Black also says that if any faults are discovered during assembly the approach is effectively to remove whatever is the cause, take the engine block back to its last ‘good’ position and resume operations. The policy, as he puts it, is a combination of “no faults forward” and “no offline stripbacks”.
Appropriately close to the end of the line is a facility that helps the operators achieve the flexibility expected of them – a training room that is, in effect, a miniature assembly line in its own right. Black says that a day would suffice as training for a complete newcomer to the line but that in practice continuous training of existing staff is its primary use.
Moreover, as Black explains in more detail the relevant policies, it becomes evident again that pragmatism is the watchword. For instance, there is no set number of training days per year for shop floor staff. Instead, whatever is deemed necessary in terms of time and budget is what happens and, in any case, the policy of on-line batch prototype assembly means that operators get a degree of training in the assembly of new product variants in the normal course of their jobs.
One expectation, though, is that all operators will be capable of tackling several different assembly tasks, both to ensure that the absence any single individual will not hamper production and to enable some variation in routine for the staff involved.

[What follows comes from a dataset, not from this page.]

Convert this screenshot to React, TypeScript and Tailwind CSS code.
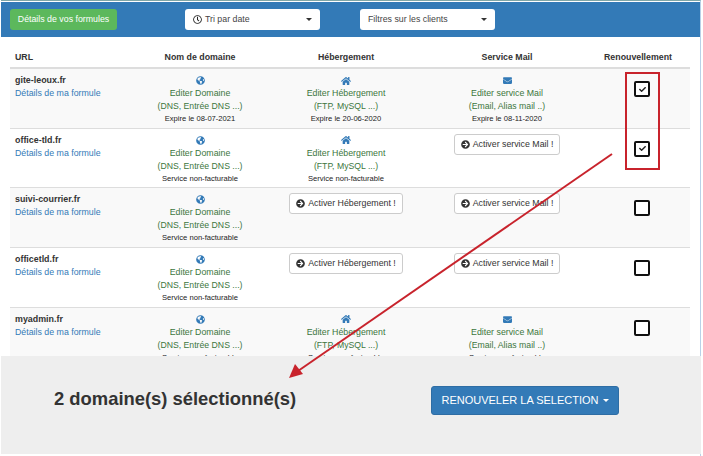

Black says that while, again, there is no formal stipulation, there is an expectation that operators will be able to tackle at least three jobs and that some staff “can tackle every job in their area.” He adds that, in line with the policy of devolved management, ensuring the required degree of multi-skilling and varying task allocation is the responsibility of the appropriate team leader.
How the DDC might develop in the future remains to be seen. Payne says that Ford believes the TDCi line is already “one of the best in the world” in terms of hours-per-engine assembly times. Nothing about the way that benchmark has been achieved on the line itself seems overly complicated – the watchwords are devolved management, performance visibility and compactness of procedure. On the latter point Payne says simply that, for example: “People shouldn’t have to pick up the same tool repeatedly.”
But that is not to say that high technology does not play a role elsewhere. Production planning at Dunton, for example, makes use of a ‘virtual reality wall’ for the simulation of assembly tasks. In the end, though, the vindication of the planning and investment that has gone into the facility is evident at a glance: “If you look around, there are just not many people doing non value-adding work.”